◆ DATASET SECTION
• • • • •

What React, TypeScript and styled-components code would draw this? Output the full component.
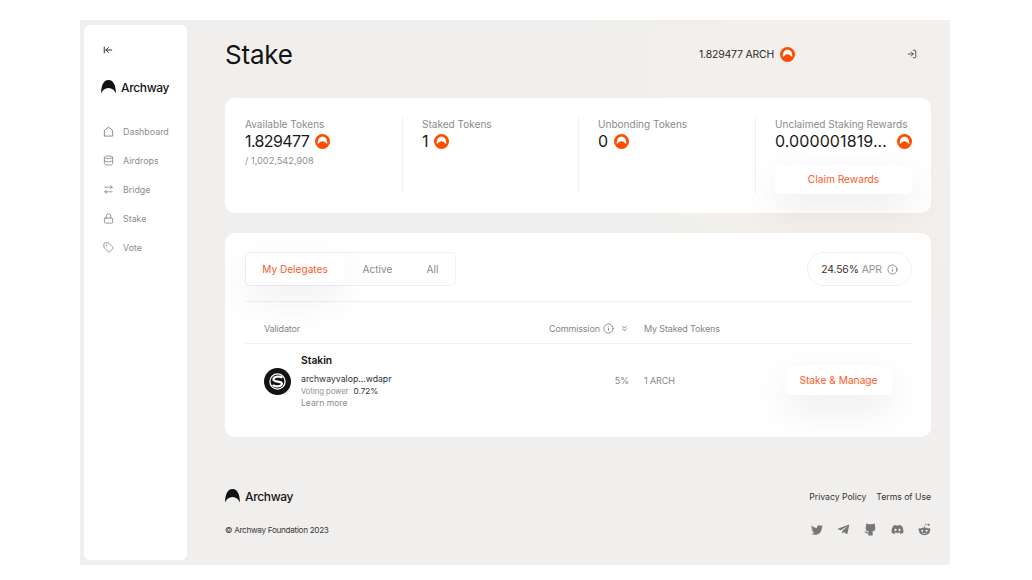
import React from "react";
import styled, { createGlobalStyle } from "styled-components";
import { ArrowLeftToLine, ArrowRightLeft, ChevronsDown, Database, Info, LogIn, Lock, Tag } from "lucide-react";
import { FaTwitter, FaTelegramPlane, FaDiscord, FaRedditAlien } from "react-icons/fa";

const Global = createGlobalStyle`
  html, body { margin: 0; padding: 0; background: #fff; height: 580px; overflow: hidden; }
  body { font-family: Inter, "Liberation Sans", sans-serif; color: #1c1c1c; }
  * { box-sizing: border-box; }
`;

const Frame = styled.div`
  margin: 20px 0 0 80px;
  width: 870px;
  height: 545px;
  background: radial-gradient(circle at 88% 12%, #f3efec 0, #f0efed 40%);
  display: flex;
  padding: 5px 19px 5px 4px;
`;
const Sidebar = styled.aside`
  width: 103px;
  flex: none;
  background: #fff;
  border-radius: 6px;
  padding: 19px 0 0 17px;
  display: flex;
  flex-direction: column;
`;
const Collapse = styled.div`
  height: 12px;
  margin-left: 2px;
  display: flex;
  align-items: center;
  color: #222;
`;
const SideLogo = styled.div`
  margin: 23px 0 0 0;
  display: flex;
  align-items: center;
  gap: 5px;
  height: 16px;
  font-size: 12px;
  font-weight: 500;
  letter-spacing: -0.35px;
  color: #141414;
`;
const Nav = styled.nav`
  margin-top: 30px;
  display: flex;
  flex-direction: column;
  gap: 17px;
`;
const NavItem = styled.div`
  display: flex;
  align-items: center;
  height: 12px;
  gap: 9px;
  margin-left: 2px;
  font-size: 8.9px;
  color: #8d8d8d;
  svg { flex: none; color: #777; }
`;
const Main = styled.main`
  flex: 1;
  margin-left: 38px;
  display: flex;
  flex-direction: column;
  min-width: 0;
`;
const Header = styled.header`
  height: 73px;
  display: flex;
  align-items: center;
  padding-bottom: 15px;
`;
const Title = styled.h1`
  margin: 0;
  font-size: 26px;
  font-weight: 400;
  letter-spacing: -0.2px;
  color: #141414;
  flex: 1;
`;
const Balance = styled.div`
  display: flex;
  align-items: center;
  gap: 6px;
  font-size: 10.4px;
  letter-spacing: -0.15px;
  color: #2b2b2b;
`;
const Exit = styled.div`
  margin-left: 112px;
  margin-right: 14px;
  display: flex;
  color: #333;
`;
const Card = styled.section`
  background: #fff;
  border-radius: 10px;
`;
const Stats = styled(Card)`
  height: 115px;
  padding: 19px 19px 19px 20px;
  display: grid;
  grid-template-columns: 157px 176px 177px 1fr;
`;
const Stat = styled.div<{ $divided?: boolean }>`
  ${(p) => (p.$divided ? "border-left: 1px solid #f1f0ef; padding-left: 19px;" : "")}
  display: flex;
  flex-direction: column;
  min-width: 0;
`;
const StatLabel = styled.div`
  font-size: 10.05px;
  line-height: 14px;
  color: #8b8b8b;
  white-space: nowrap;
`;
const StatValue = styled.div<{ $spread?: boolean }>`
  display: flex;
  align-items: center;
  justify-content: ${(p) => (p.$spread ? "space-between" : "flex-start")};
  gap: 6px;
  font-size: 16px;
  letter-spacing: ${(p) => (p.$spread ? "0.1px" : "-0.6px")};
  line-height: 20px;
  color: #1a1a1a;
  white-space: nowrap;
`;
const StatSub = styled.div`
  margin-top: 4px;
  font-size: 9.2px;
  line-height: 12px;
  color: #8f8f8f;
`;
const ActionButton = styled.button<{ $width: number }>`
  width: ${(p) => p.$width}px;
  height: 29px;
  flex: none;
  border: 0;
  border-radius: 5px;
  padding: 0 0 2px;
  background: #fff;
  color: #ff5a26;
  font: 400 10.2px Inter, "Liberation Sans", sans-serif;
  box-shadow: 0 14px 38px rgba(0, 0, 0, 0.085);
`;
const ClaimButton = styled(ActionButton)`
  margin-top: 14px;
`;
const Delegates = styled(Card)`
  margin-top: 20px;
  height: 204px;
  padding: 19px 19px 0 20px;
`;
const Controls = styled.div`
  height: 50px;
  display: flex;
  justify-content: space-between;
  align-items: flex-start;
  border-bottom: 1px solid #f3f2f1;
`;
const Tabs = styled.div`
  width: 211px;
  height: 34px;
  border: 1px solid #f1f0ef;
  border-radius: 5px;
  display: flex;
  align-items: center;
  font-size: 10.1px;
  color: #8a8a8a;
`;
const TabItem = styled.div<{ $active?: boolean; $w: number }>`
  width: ${(p) => p.$w}px;
  height: 100%;
  display: flex;
  align-items: center;
  justify-content: center;
  border-radius: 5px;
  ${(p) => (p.$active ? "color:#ff5a26; background:#fff; box-shadow:0 14px 38px rgba(0,0,0,.07);" : "")}
`;
const AprPill = styled.div`
  width: 105px;
  height: 34px;
  border: 1px solid #f1f0ef;
  border-radius: 17px;
  display: flex;
  align-items: center;
  justify-content: center;
  gap: 3px;
  font-size: 10.4px;
  letter-spacing: -0.15px;
  color: #333;
  span { color: #8f8f8f; }
  svg { color: #666; margin-left: 2px; }
`;
const TableRow = styled.div`
  display: grid;
  grid-template-columns: 285px 95px 1fr;
  padding-left: 19px;
`;
const TableHead = styled(TableRow)`
  height: 42px;
  align-items: center;
  padding-top: 12px;
  border-bottom: 1px solid #f3f2f1;
  font-size: 9px;
  letter-spacing: -0.15px;
  color: #858585;
`;
const HeadCell = styled.div`
  display: flex;
  align-items: center;
  gap: 3px;
  svg { color: #666; flex: none; }
  svg + svg { margin-left: 3px; }
`;
const TableBody = styled(TableRow)`
  height: 73px;
  align-items: center;
`;
const Validator = styled.div`
  display: flex;
  align-items: center;
  gap: 10px;
`;
const ValidatorAvatar = styled.div`
  display: flex;
  margin-top: 1px;
`;
const ValidatorText = styled.div`
  display: flex;
  flex-direction: column;
  margin-top: 2px;
`;
const ValidatorName = styled.div`
  font-size: 10.3px;
  font-weight: 600;
  line-height: 13px;
  color: #151515;
`;
const Address = styled.div`
  margin-top: 6px;
  font-size: 8.7px;
  line-height: 12px;
  color: #2f2f2f;
`;
const Power = styled.div`
  margin-top: 1px;
  font-size: 7.6px;
  line-height: 11px;
  color: #8c8c8c;
  b { font-weight: 400; color: #333; margin-left: 5px; font-size: 8.2px; }
`;
const Learn = styled.div`
  margin-top: 0;
  font-size: 8.6px;
  line-height: 12px;
  color: #8c8c8c;
`;
const Commission = styled.div`
  text-align: right;
  padding-right: 15px;
  font-size: 9px;
  color: #858585;
`;
const Staked = styled.div`
  display: flex;
  align-items: center;
  justify-content: space-between;
  padding-right: 20px;
  font-size: 9px;
  letter-spacing: -0.1px;
  color: #858585;
`;
const Footer = styled.footer`
  margin-top: 51px;
  display: flex;
  flex-direction: column;
  gap: 19px;
`;
const FooterRow = styled.div`
  display: flex;
  align-items: center;
  justify-content: space-between;
`;
const FootLinks = styled.div`
  display: flex;
  gap: 10px;
  margin-top: 1px;
  font-size: 8.7px;
  letter-spacing: -0.03px;
  color: #333;
`;
const Copy = styled.div`
  font-size: 8.2px;
  letter-spacing: -0.32px;
  color: #3a3a3a;
`;
const Social = styled.div`
  display: flex;
  align-items: center;
  gap: 14px;
  color: #777;
`;
const FootLogo = styled(SideLogo)`
  margin: 0;
`;

const ArchMark = ({ w = 15 }: { w?: number }) => (
  <svg width={w} height={w * 0.9} viewBox="0 0 16 14.4" aria-hidden="true">
    <path d="M8 0C3 0 .3 5 0 14.4 1.6 10.6 4.3 8.4 8 8.4s6.4 2.2 8 6C15.7 5 13 0 8 0Z" fill="#111" />
  </svg>
);
const Coin = ({ s = 15 }: { s?: number }) => (
  <svg width={s} height={s} viewBox="0 0 16 16" style={{ flex: "none" }} aria-hidden="true">
    <circle cx="8" cy="8" r="8" fill="#ff4d00" />
    <path d="M8 3C4.6 3 3 5.8 2.8 10.2h1.4C5 8.4 6.3 7.6 8 7.6s3 .8 3.8 2.6h1.4C13 5.8 11.4 3 8 3Z" fill="#fff" />
  </svg>
);
const Avatar = () => (
  <svg width="27" height="27" viewBox="0 0 27 27" style={{ flex: "none" }} aria-hidden="true">
    <circle cx="13.5" cy="13.5" r="13.5" fill="#131313" />
    <circle cx="13.5" cy="13.5" r="7.6" fill="none" stroke="#fff" strokeWidth="1.3" />
    <path d="M18.5 9.6c-1-.8-3-1.2-5.2-1-2.2.2-3.8 1.2-3.8 2.8 0 3.2 8.4 1.2 8.4 4.2 0 1.6-1.8 2.6-4.2 2.7-2 .1-4-.4-5-1.3" fill="none" stroke="#fff" strokeWidth="2.2" />
  </svg>
);
const HomeIcon = () => (
  <svg width="11" height="11" viewBox="0 0 12 12" fill="none" stroke="currentColor" strokeWidth="0.9" aria-hidden="true">
    <path d="M1.5 11V4.8L6 1l4.5 3.8V11Z" strokeLinejoin="round" />
  </svg>
);
const GithubCat = () => (
  <svg width="13" height="13" viewBox="0 0 24 24" fill="currentColor" stroke="currentColor" strokeWidth="2" strokeLinejoin="round" strokeLinecap="round" aria-hidden="true">
    <path d="M15 22v-4a4.8 4.8 0 0 0-1-3.5c3 0 6-2 6-5.5.08-1.25-.27-2.48-1-3.5.28-1.15.28-2.35 0-3.5 0 0-1 0-3 1.5-2.64-.5-5.36-.5-8 0C6 2 5 2 5 2c-.3 1.15-.3 2.35 0 3.5A5.403 5.403 0 0 0 4 9c0 3.5 3 5.5 6 5.5-.39.49-.68 1.05-.85 1.65-.17.6-.22 1.23-.15 1.85v4Z" />
    <path d="M9 18c-4.51 2-5-2-7-2" fill="none" />
  </svg>
);

const navItems = [
  { label: "Dashboard", icon: <HomeIcon /> },
  { label: "Airdrops", icon: <Database size={11} strokeWidth={1.6} /> },
  { label: "Bridge", icon: <ArrowRightLeft size={11} strokeWidth={1.6} /> },
  { label: "Stake", icon: <Lock size={11} strokeWidth={1.6} /> },
  { label: "Vote", icon: <Tag size={11} strokeWidth={1.6} /> },
];

export default function App() {
  return (
    <>
      <Global />
      <Frame>
        <Sidebar>
          <Collapse><ArrowLeftToLine size={10} strokeWidth={2.2} /></Collapse>
          <SideLogo><ArchMark />Archway</SideLogo>
          <Nav>
            {navItems.map((n) => (
              <NavItem key={n.label}>{n.icon}{n.label}</NavItem>
            ))}
          </Nav>
        </Sidebar>
        <Main>
          <Header>
            <Title>Stake</Title>
            <Balance>1.829477 ARCH <Coin /></Balance>
            <Exit><LogIn size={10} strokeWidth={1.9} /></Exit>
          </Header>
          <Stats>
            <Stat>
              <StatLabel>Available Tokens</StatLabel>
              <StatValue>1.829477 <Coin /></StatValue>
              <StatSub>/ 1,002,542,908</StatSub>
            </Stat>
            <Stat $divided>
              <StatLabel>Staked Tokens</StatLabel>
              <StatValue>1 <Coin /></StatValue>
            </Stat>
            <Stat $divided>
              <StatLabel>Unbonding Tokens</StatLabel>
              <StatValue>0 <Coin /></StatValue>
            </Stat>
            <Stat $divided>
              <StatLabel>Unclaimed Staking Rewards</StatLabel>
              <StatValue $spread>0.000001819... <Coin /></StatValue>
              <ClaimButton $width={137}>Claim Rewards</ClaimButton>
            </Stat>
          </Stats>
          <Delegates>
            <Controls>
              <Tabs>
                <TabItem $active $w={98}>My Delegates</TabItem>
                <TabItem $w={67}>Active</TabItem>
                <TabItem $w={43}>All</TabItem>
              </Tabs>
              <AprPill>24.56% <span>APR</span><Info size={11} strokeWidth={1.5} /></AprPill>
            </Controls>
            <TableHead>
              <HeadCell>Validator</HeadCell>
              <HeadCell>Commission <Info size={11} strokeWidth={1.5} /><ChevronsDown size={9} strokeWidth={2} /></HeadCell>
              <HeadCell>My Staked Tokens</HeadCell>
            </TableHead>
            <TableBody>
              <Validator>
                <ValidatorAvatar><Avatar /></ValidatorAvatar>
                <ValidatorText>
                  <ValidatorName>Stakin</ValidatorName>
                  <Address>archwayvalop...wdapr</Address>
                  <Power>Voting power<b>0.72%</b></Power>
                  <Learn>Learn more</Learn>
                </ValidatorText>
              </Validator>
              <Commission>5%</Commission>
              <Staked>1 ARCH<ActionButton $width={107}>Stake &amp; Manage</ActionButton></Staked>
            </TableBody>
          </Delegates>
          <Footer>
            <FooterRow>
              <FootLogo><ArchMark />Archway</FootLogo>
              <FootLinks><span>Privacy Policy</span><span>Terms of Use</span></FootLinks>
            </FooterRow>
            <FooterRow>
              <Copy>© Archway Foundation 2023</Copy>
              <Social>
                <FaTwitter size={12} />
                <FaTelegramPlane size={13} />
                <GithubCat />
                <FaDiscord size={13} />
                <FaRedditAlien size={13} />
              </Social>
            </FooterRow>
          </Footer>
        </Main>
      </Frame>
    </>
  );
}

• • • • •

◆ WHAT TO WORK ON
Tally the lines in this data that hold the word "components" and state only the count.

◆ OUTPUT BELOW
2